The goal of this thesis is to present a nonlinear geometric control approach, investigate its possibilities and limitations to track the position of a cable suspended load. The focus lies on the quadrotor-load subsystem where the cable tension is non-zero, which is analogous to modeling a rigid link between the quadrotor and load.
After introducing the basic concepts, an introduction is given on geometric mechanics. This differential geometric based approach is used to model and control the system, based on the geometric properties of the system dynamics. It is shown how the configuration of the quadrotor-load system can be described on smooth nonlinear geometric configuration spaces, and analyzed with the principles of differential geometry. This allows for modeling in an unambiguous coordinate-free dynamic fashion, while avoiding the problem of singularities that would occur on local charts.
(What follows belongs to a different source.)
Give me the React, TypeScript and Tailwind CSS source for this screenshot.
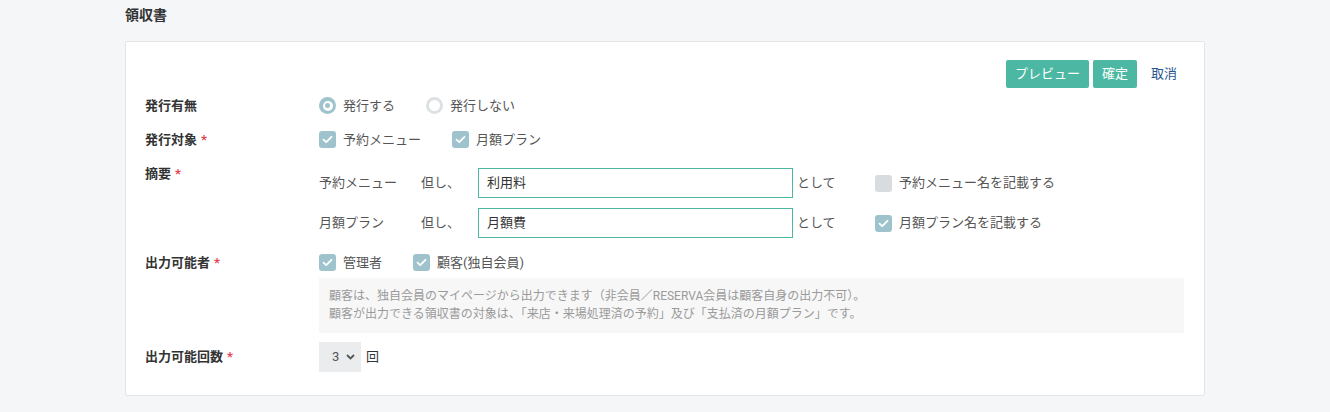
const font = "font-['Roboto','Noto_Sans_CJK_JP',sans-serif]";

function Check({ on = true }: { on?: boolean }) {
  return (
    <span
      className={
        "flex h-[17px] w-[17px] shrink-0 items-center justify-center rounded-[3px] " +
        (on ? "bg-[#9ec3cc]" : "bg-[#d8dcdf]")
      }
    >
      {on && (
        <svg width="11" height="9" viewBox="0 0 11 9" fill="none">
          <path d="M1.5 4.6 4.2 7.2 9.5 1.8" stroke="white" strokeWidth="1.8" strokeLinecap="round" strokeLinejoin="round" />
        </svg>
      )}
    </span>
  );
}

function Radio({ on }: { on: boolean }) {
  return on ? (
    <span className="flex h-[17px] w-[17px] items-center justify-center rounded-full bg-[#9ec3cc]">
      <span className="flex h-[10px] w-[10px] items-center justify-center rounded-full bg-white">
        <span className="h-[5px] w-[5px] rounded-full bg-[#9ec3cc]" />
      </span>
    </span>
  ) : (
    <span className="h-[17px] w-[17px] rounded-full border-[3px] border-[#dde1e3] bg-white" />
  );
}

function Label({ text, req }: { text: string; req?: boolean }) {
  return (
    <div className="w-[174px] shrink-0 text-[13px] font-bold text-[#333]">
      {text}
      {req && <span className="ml-1 text-[#e0454f]">*</span>}
    </div>
  );
}

function SummaryRow({ name, value, checked, cbLabel }: { name: string; value: string; checked: boolean; cbLabel: string }) {
  return (
    <div className="flex h-[30px] items-center text-[13px] text-[#555]">
      <span className="w-[102px]">{name}</span>
      <span className="w-[57px]">但し、</span>
      <div className="flex h-[30px] w-[315px] items-center border border-[#4cb8a4] px-2 text-[#333]">{value}</div>
      <span className="ml-1 w-[78px]">として</span>
      <span className="flex items-center gap-[7px]">
        <Check on={checked} />
        {cbLabel}
      </span>
    </div>
  );
}

export default function App() {
  return (
    <div className={"min-h-[412px] bg-[#f5f6f8] pl-[125px] pr-[125px] " + font}>
      <div className="pt-[5px] pb-[16px] text-[14px] font-bold leading-[20px] text-[#333]">領収書</div>
      <div className="h-[355px] rounded-[2px] border border-[#e3e5e8] bg-white px-[19px] pt-[18px]">
        <div className="flex justify-end gap-1 pr-[4px]">
          <div className="flex h-[28px] items-center rounded-[2px] bg-[#4cb8a4] px-[9px] text-[13px] text-white">プレビュー</div>
          <div className="flex h-[28px] items-center rounded-[2px] bg-[#4cb8a4] px-[9px] text-[13px] text-white">確定</div>
          <div className="flex h-[28px] items-center pl-[10px] pr-[4px] text-[13px] text-[#27568f]">取消</div>
        </div>

        <div className="mt-[8px] flex items-center">
          <Label text="発行有無" />
          <div className="flex items-center text-[13px] text-[#555]">
            <span className="flex w-[107px] items-center gap-[7px]"><Radio on />発行する</span>
            <span className="flex items-center gap-[7px]"><Radio on={false} />発行しない</span>
          </div>
        </div>

        <div className="mt-[14px] flex items-center">
          <Label text="発行対象" req />
          <div className="flex items-center text-[13px] text-[#555]">
            <span className="flex w-[133px] items-center gap-[7px]"><Check />予約メニュー</span>
            <span className="flex items-center gap-[7px]"><Check />月額プラン</span>
          </div>
        </div>

        <div className="mt-[19px] flex items-start">
          <div className="-mt-[4px]"><Label text="摘要" req /></div>
          <div className="flex flex-col gap-[10px]">
            <SummaryRow name="予約メニュー" value="利用料" checked={false} cbLabel="予約メニュー名を記載する" />
            <SummaryRow name="月額プラン" value="月額費" checked cbLabel="月額プラン名を記載する" />
          </div>
        </div>

        <div className="mt-[15px] flex items-start">
          <Label text="出力可能者" req />
          <div className="flex-1">
            <div className="flex items-center text-[13px] text-[#555]">
              <span className="flex w-[94px] items-center gap-[7px]"><Check />管理者</span>
              <span className="flex items-center gap-[7px]"><Check />顧客(独自会員)</span>
            </div>
            <div className="mt-[5px] mr-[1px] bg-[#f7f7f7] px-[10px] pt-[9px] pb-[10px] text-[12px] leading-[18px] text-[#9a9a9a]">
              <div>顧客は、独自会員のマイページから出力できます（非会員／RESERVA会員は顧客自身の出力不可）。</div>
              <div>顧客が出力できる領収書の対象は、「来店・来場処理済の予約」及び「支払済の月額プラン」です。</div>
            </div>
          </div>
        </div>

        <div className="mt-[9px] flex items-center">
          <Label text="出力可能回数" req />
          <div className="flex items-center text-[13px] text-[#555]">
            <div className="flex h-[30px] w-[42px] items-center justify-between bg-[#ebeced] pl-[13px] pr-[6px]">
              <span>3</span>
              <svg width="9" height="6" viewBox="0 0 9 6" fill="none">
                <path d="M1 1l3.5 3.5L8 1" stroke="#555" strokeWidth="1.8" />
              </svg>
            </div>
            <span className="ml-[5px] text-[#333]">回</span>
          </div>
        </div>
      </div>
    </div>
  );
}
Next, the geometric properties are utilized to define tracking error functions on these same spaces, making it possible to design almost-globally defined nonlinear geometric controllers.
A backstepping approach is applied to generate a cascaded structure with multiple nonlinear geometric controllers, allowing control of several flight modes that are responsible for the control of 1) quadrotor attitude, 2) load attitude and 3) load position.
Finally, simulations demonstrate the stability and abilities of the nonlinear geometric controller. A Linear Quadratic Regulator is derived to compare both of the control performances.
The tracking performances of both controllers are discussed for three different experiments.
From the results of the experiments can be concluded that the nonlinear control design allows control of multiple states with the final objective of controlling the load position. The nonlinear geometric approach proves effective in load position tracking of complex trajectories and
fast maneuvers, while maintaining stability of the closed-loop system.